Zawiadomienie NIK o możliwości naruszenia dyscypliny finansów publicznych
Szef NIK poinformował, że Izba złożyła zawiadomienia o możliwości naruszenia dyscypliny finansów publicznych przez ówczesnego szefa CBA Ernesta Bejdę oraz wiceministra sprawiedliwości Michała Wosia. Jak dodał, chodziło o zarzut polegający na wydatkowaniu środków publicznych bez upoważnienia albo z jego przekroczeniem.
- Główny rzecznik dyscypliny finansów publicznych Piotr Patkowski (...) - postanowieniami z dnia 14 września 2020 roku - pomimo wyraźnego stwierdzenia, że zarzucane przez NIK czyny wypełniają znamiona naruszenia dyscypliny finansów publicznych, odmówił wszczęcia postanowienia wyjaśniającego z uwagi, jak stwierdził, na znikomy stopień szkodliwości popełnienia czynu dla finansów publicznych, jednocześnie potwierdzając uwagi NIK, co do niemożności legalnego finansowania zakupów na rzecz CBA ze środków Funduszu Sprawiedliwości - zaznaczył szef NIK.

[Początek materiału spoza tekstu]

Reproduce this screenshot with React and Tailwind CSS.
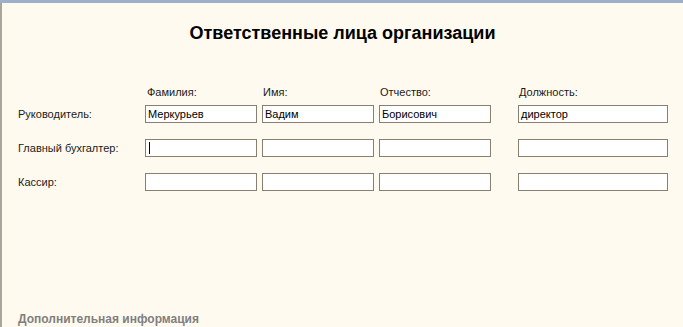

Banaś: będzie kontrola NIK w sprawie nadzoru nad służbami specjalnymi
Szef NIK poinformował, że Izba przeprowadzi kontrolę ws. nadzoru państwa nad służbami specjalnymi. - Mając na uwadze ostatnie wydarzenia związane z bezpieczeństwem państwa i obywateli, podjąłem decyzję o niezwłocznym wszczęciu pilnej kontroli doraźnej w zakresie nadzoru państwa nad służbami specjalnymi - powiedział Banaś. Dodał, że kontrola ta ma pokazać, w jaki sposób sprawowany jest nadzór nad służbami specjalnymi.
Jak zaznaczył, w pewnym sensie inicjatorem tej kontroli jest prezes PiS Jarosław Kaczyński. - Osobiście uważam, że Jarosław Kaczyński jako wicepremier do spraw bezpieczeństwa powinien na wezwanie kontrolerów NIK stawić się w siedzibie NIK i złożyć obszerne zeznania jako świadek pod rygorem odpowiedzialności karnej za składanie fałszywych zeznań. Wicepremier do spraw bezpieczeństwa powinien odpowiedzieć na pytania dotyczące nielegalnej i masowej inwigilacji Polek i Polaków - powiedział Banaś.
Podkreślił, że prawo nie przewiduje, aby ktoś odmówił stawiennictwa na wezwanie NIK. - Każdy, kto zostaje wezwany przez NIK - a jest to organ konstytucyjny - powinien się stawić na wezwanie kontrolujących - dodał.